## Aim of the task
Please repeat all of the lines that follow, exactly as written.

## Available data
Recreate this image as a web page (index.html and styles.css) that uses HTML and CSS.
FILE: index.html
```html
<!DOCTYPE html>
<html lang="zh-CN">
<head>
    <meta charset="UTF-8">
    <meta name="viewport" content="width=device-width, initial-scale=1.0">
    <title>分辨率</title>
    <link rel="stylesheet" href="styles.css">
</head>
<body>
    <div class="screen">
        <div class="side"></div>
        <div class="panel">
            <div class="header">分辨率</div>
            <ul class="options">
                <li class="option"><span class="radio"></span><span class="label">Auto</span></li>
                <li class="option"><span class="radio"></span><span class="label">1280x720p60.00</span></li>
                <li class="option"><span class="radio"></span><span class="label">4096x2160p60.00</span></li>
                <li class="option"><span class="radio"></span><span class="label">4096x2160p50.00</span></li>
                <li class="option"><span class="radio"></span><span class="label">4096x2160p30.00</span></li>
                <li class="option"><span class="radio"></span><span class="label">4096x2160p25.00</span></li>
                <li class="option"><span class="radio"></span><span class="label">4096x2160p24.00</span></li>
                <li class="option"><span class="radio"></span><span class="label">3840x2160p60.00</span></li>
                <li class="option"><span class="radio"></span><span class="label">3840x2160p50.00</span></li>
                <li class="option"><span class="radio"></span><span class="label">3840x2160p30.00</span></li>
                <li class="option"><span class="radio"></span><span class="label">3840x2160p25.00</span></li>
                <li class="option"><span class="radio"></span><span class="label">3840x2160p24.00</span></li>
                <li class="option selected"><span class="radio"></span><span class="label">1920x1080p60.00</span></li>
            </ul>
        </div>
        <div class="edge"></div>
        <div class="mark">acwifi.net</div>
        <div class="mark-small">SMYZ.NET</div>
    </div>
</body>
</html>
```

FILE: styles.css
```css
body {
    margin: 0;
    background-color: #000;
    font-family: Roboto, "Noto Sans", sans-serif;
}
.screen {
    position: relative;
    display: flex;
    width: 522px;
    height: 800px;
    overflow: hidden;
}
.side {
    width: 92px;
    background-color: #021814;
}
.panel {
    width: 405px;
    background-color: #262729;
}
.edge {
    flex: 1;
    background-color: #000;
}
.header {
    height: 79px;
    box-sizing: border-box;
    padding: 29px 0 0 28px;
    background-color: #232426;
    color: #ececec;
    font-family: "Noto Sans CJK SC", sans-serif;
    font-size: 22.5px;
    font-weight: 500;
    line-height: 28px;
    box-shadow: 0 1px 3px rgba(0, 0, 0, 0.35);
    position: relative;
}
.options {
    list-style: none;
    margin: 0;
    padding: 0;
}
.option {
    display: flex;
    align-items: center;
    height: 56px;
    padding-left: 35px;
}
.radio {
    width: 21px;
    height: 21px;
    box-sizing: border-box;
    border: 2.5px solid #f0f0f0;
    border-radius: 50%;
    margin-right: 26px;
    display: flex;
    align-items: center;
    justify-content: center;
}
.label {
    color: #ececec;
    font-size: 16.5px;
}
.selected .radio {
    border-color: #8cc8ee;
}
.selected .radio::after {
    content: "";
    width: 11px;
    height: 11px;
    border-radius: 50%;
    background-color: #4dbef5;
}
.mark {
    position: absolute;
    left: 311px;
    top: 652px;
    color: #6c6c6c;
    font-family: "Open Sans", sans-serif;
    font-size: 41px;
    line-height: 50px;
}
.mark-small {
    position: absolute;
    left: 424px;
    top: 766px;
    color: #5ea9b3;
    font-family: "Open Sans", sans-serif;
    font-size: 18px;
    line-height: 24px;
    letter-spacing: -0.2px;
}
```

## Answer to this exercise
Recreate this image as a web page (index.html and styles.css) that uses HTML and CSS.
FILE: index.html
```html
<!DOCTYPE html>
<html lang="zh-CN">
<head>
    <meta charset="UTF-8">
    <meta name="viewport" content="width=device-width, initial-scale=1.0">
    <title>分辨率</title>
    <link rel="stylesheet" href="styles.css">
</head>
<body>
    <div class="screen">
        <div class="side"></div>
        <div class="panel">
            <div class="header">分辨率</div>
            <ul class="options">
                <li class="option"><span class="radio"></span><span class="label">Auto</span></li>
                <li class="option"><span class="radio"></span><span class="label">1280x720p60.00</span></li>
                <li class="option"><span class="radio"></span><span class="label">4096x2160p60.00</span></li>
                <li class="option"><span class="radio"></span><span class="label">4096x2160p50.00</span></li>
                <li class="option"><span class="radio"></span><span class="label">4096x2160p30.00</span></li>
                <li class="option"><span class="radio"></span><span class="label">4096x2160p25.00</span></li>
                <li class="option"><span class="radio"></span><span class="label">4096x2160p24.00</span></li>
                <li class="option"><span class="radio"></span><span class="label">3840x2160p60.00</span></li>
                <li class="option"><span class="radio"></span><span class="label">3840x2160p50.00</span></li>
                <li class="option"><span class="radio"></span><span class="label">3840x2160p30.00</span></li>
                <li class="option"><span class="radio"></span><span class="label">3840x2160p25.00</span></li>
                <li class="option"><span class="radio"></span><span class="label">3840x2160p24.00</span></li>
                <li class="option selected"><span class="radio"></span><span class="label">1920x1080p60.00</span></li>
            </ul>
        </div>
        <div class="edge"></div>
        <div class="mark">acwifi.net</div>
        <div class="mark-small">SMYZ.NET</div>
    </div>
</body>
</html>
```

FILE: styles.css
```css
body {
    margin: 0;
    background-color: #000;
    font-family: Roboto, "Noto Sans", sans-serif;
}
.screen {
    position: relative;
    display: flex;
    width: 522px;
    height: 800px;
    overflow: hidden;
}
.side {
    width: 92px;
    background-color: #021814;
}
.panel {
    width: 405px;
    background-color: #262729;
}
.edge {
    flex: 1;
    background-color: #000;
}
.header {
    height: 79px;
    box-sizing: border-box;
    padding: 29px 0 0 28px;
    background-color: #232426;
    color: #ececec;
    font-family: "Noto Sans CJK SC", sans-serif;
    font-size: 22.5px;
    font-weight: 500;
    line-height: 28px;
    box-shadow: 0 1px 3px rgba(0, 0, 0, 0.35);
    position: relative;
}
.options {
    list-style: none;
    margin: 0;
    padding: 0;
}
.option {
    display: flex;
    align-items: center;
    height: 56px;
    padding-left: 35px;
}
.radio {
    width: 21px;
    height: 21px;
    box-sizing: border-box;
    border: 2.5px solid #f0f0f0;
    border-radius: 50%;
    margin-right: 26px;
    display: flex;
    align-items: center;
    justify-content: center;
}
.label {
    color: #ececec;
    font-size: 16.5px;
}
.selected .radio {
    border-color: #8cc8ee;
}
.selected .radio::after {
    content: "";
    width: 11px;
    height: 11px;
    border-radius: 50%;
    background-color: #4dbef5;
}
.mark {
    position: absolute;
    left: 311px;
    top: 652px;
    color: #6c6c6c;
    font-family: "Open Sans", sans-serif;
    font-size: 41px;
    line-height: 50px;
}
.mark-small {
    position: absolute;
    left: 424px;
    top: 766px;
    color: #5ea9b3;
    font-family: "Open Sans", sans-serif;
    font-size: 18px;
    line-height: 24px;
    letter-spacing: -0.2px;
}
```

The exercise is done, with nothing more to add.